Accounting consultations are coming thick and fast right now. First, we had one on sustainability reporting from the International Financial Reporting Standards Foundation. Then we had one on the future of Companies House and UK accounts reporting. At the end of last week the filing deadline for another past. This was from the Financial Reporting Council on the future of corporate reporting.
You could have been forgiven for missing this last consultation. The FRC did not even list it on their own open consultations page as it was ongoing. However, my colleague Adam Leaver and I did notice it, and got a long (33 page) submission in, which will be the subject of a number of blog posts because of the significance of the issues it raised.
We raised objection to most of the proposals that the FRC made, all of which they claimed were intended to address the need for stakeholder reporting in the future, so expanding the range of financial reporting. Or so they claimed.
But there were real problems with their proposal. The first was that they proposed retaining the existing accounts of a company as the core report within their new framework. When the whole problem is that those accounts are not delivering that was not a good opening gambit. As Adam and I said in our submission:
At the heart of [your] proposed new reporting framework are the existing financial statements of the Public Interest Entity (PIE) as prepared under IFRS without seeking to reform the required disclosures within them in any apparent way. These financial statements are not produced to meet existing shareholder needs, as we have shown in this submission. Nor do they meet the needs of almost any other stakeholder. To do so substantial reform of their content would be required. As such at the heart of the proposal is a failed mechanism of accounting and that means that the proposed reporting will fail to deliver what is required by the stakeholders of PIEs.
Second they proposed additional reporting, using this schematic:
The problem is threefold. That's partly because they do not say if these additional reports will be audited. In that case who knows what value they might have?
Then they make clear that in effect these are additional reports. They commit the sin described in the recent Dasgupta report for HM Treasury, in which it is made clear that the core problem in tackling our climate and biodiversity crises is the continuing assumption that nature is external to our economy, and even accounting, when actually it is integral to it. The concept of the public interest report, which might address sustainability issues but from outside the accounts, is simply wrong for this reason.
And on top of these failings, they claim that these reports will be 'stakeholder neutral'.

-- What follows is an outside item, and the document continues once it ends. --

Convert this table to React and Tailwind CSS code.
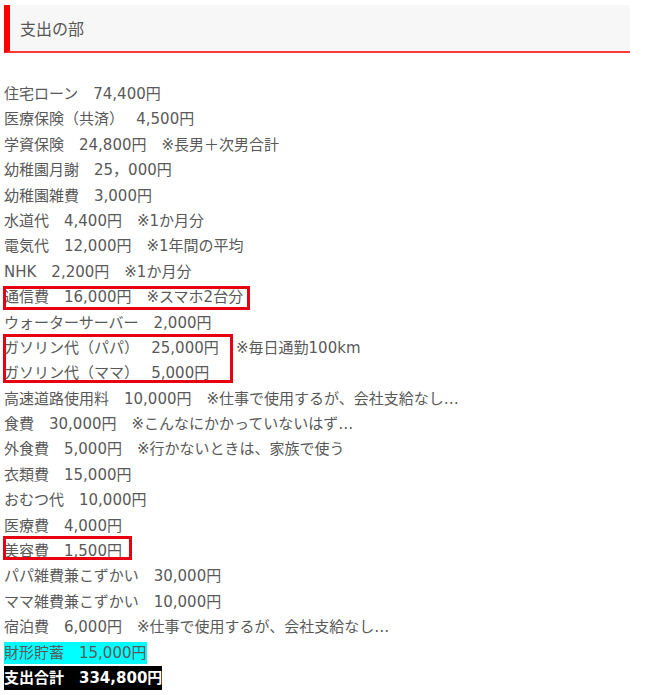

This claim of stakeholder neutrality is the core failing in the FRC report. They say:
We propose a network of interconnected reports to unbundle existing reporting. The reporting network would be centred around a stakeholder-neutral Business Report designed to facilitate better communication with a range of users.
But then they add (elsewhere in the report, and almost as an afterthought):
In our view, it is for the company to determine its key stakeholders.
As Adam and I said in our submission:
Because it is suggested that the entities creating the new reports that are proposed might define their own stakeholders, and might pursue their own view of those stakeholder’s needs, the essential discipline that is required to ensure that stakeholder needs are met in future corporate reporting are absent from the proposals made.
We think that this should be obvious. Senior management of an organisation are, of course, stakeholders of it, with a decided vested interest in its activities. To assume that they might be stakeholder neutral is naive, at best. They are not. In that case it is impossible that they could produce stakeholder neutral reporting without an external agency ensuring that they have achieved this goal to set standards.
Our proposal to address this was that the FRC should:
- Define stakeholders as part of the standard-setting process;
- Define basic stakeholder need that must be met as part of that same process;
- Require that auditors provide the information that stakeholders require from a PIE if the entity will not do so itself, and that they use their judgement to determine what that need is if they consider it extends beyond the minimum required by standards;
- Incorporate all this data into a single audited report;
- Require that the PIE’s reporting embrace the external risks that it creates to those with whom it might have a liability in tort as well as in contract law;
- Reframe the reporting requirements of PIEs to reflect their status as entities of macroeconomic, rather than microeconomic significance;
- Require that the PIE report on the activities of all its subsidiaries in full, free of charge and on pubic record;
- Require that the PIE produce full country-by-country reporting;
- Require that the PIE account for climate change on its balance sheet rather than off-balance sheet.
If this as done we might get decent financial reporting for all the stakeholders of a company, which is what the Corporate Accountability Network wants. But we are a very long way from that as yet.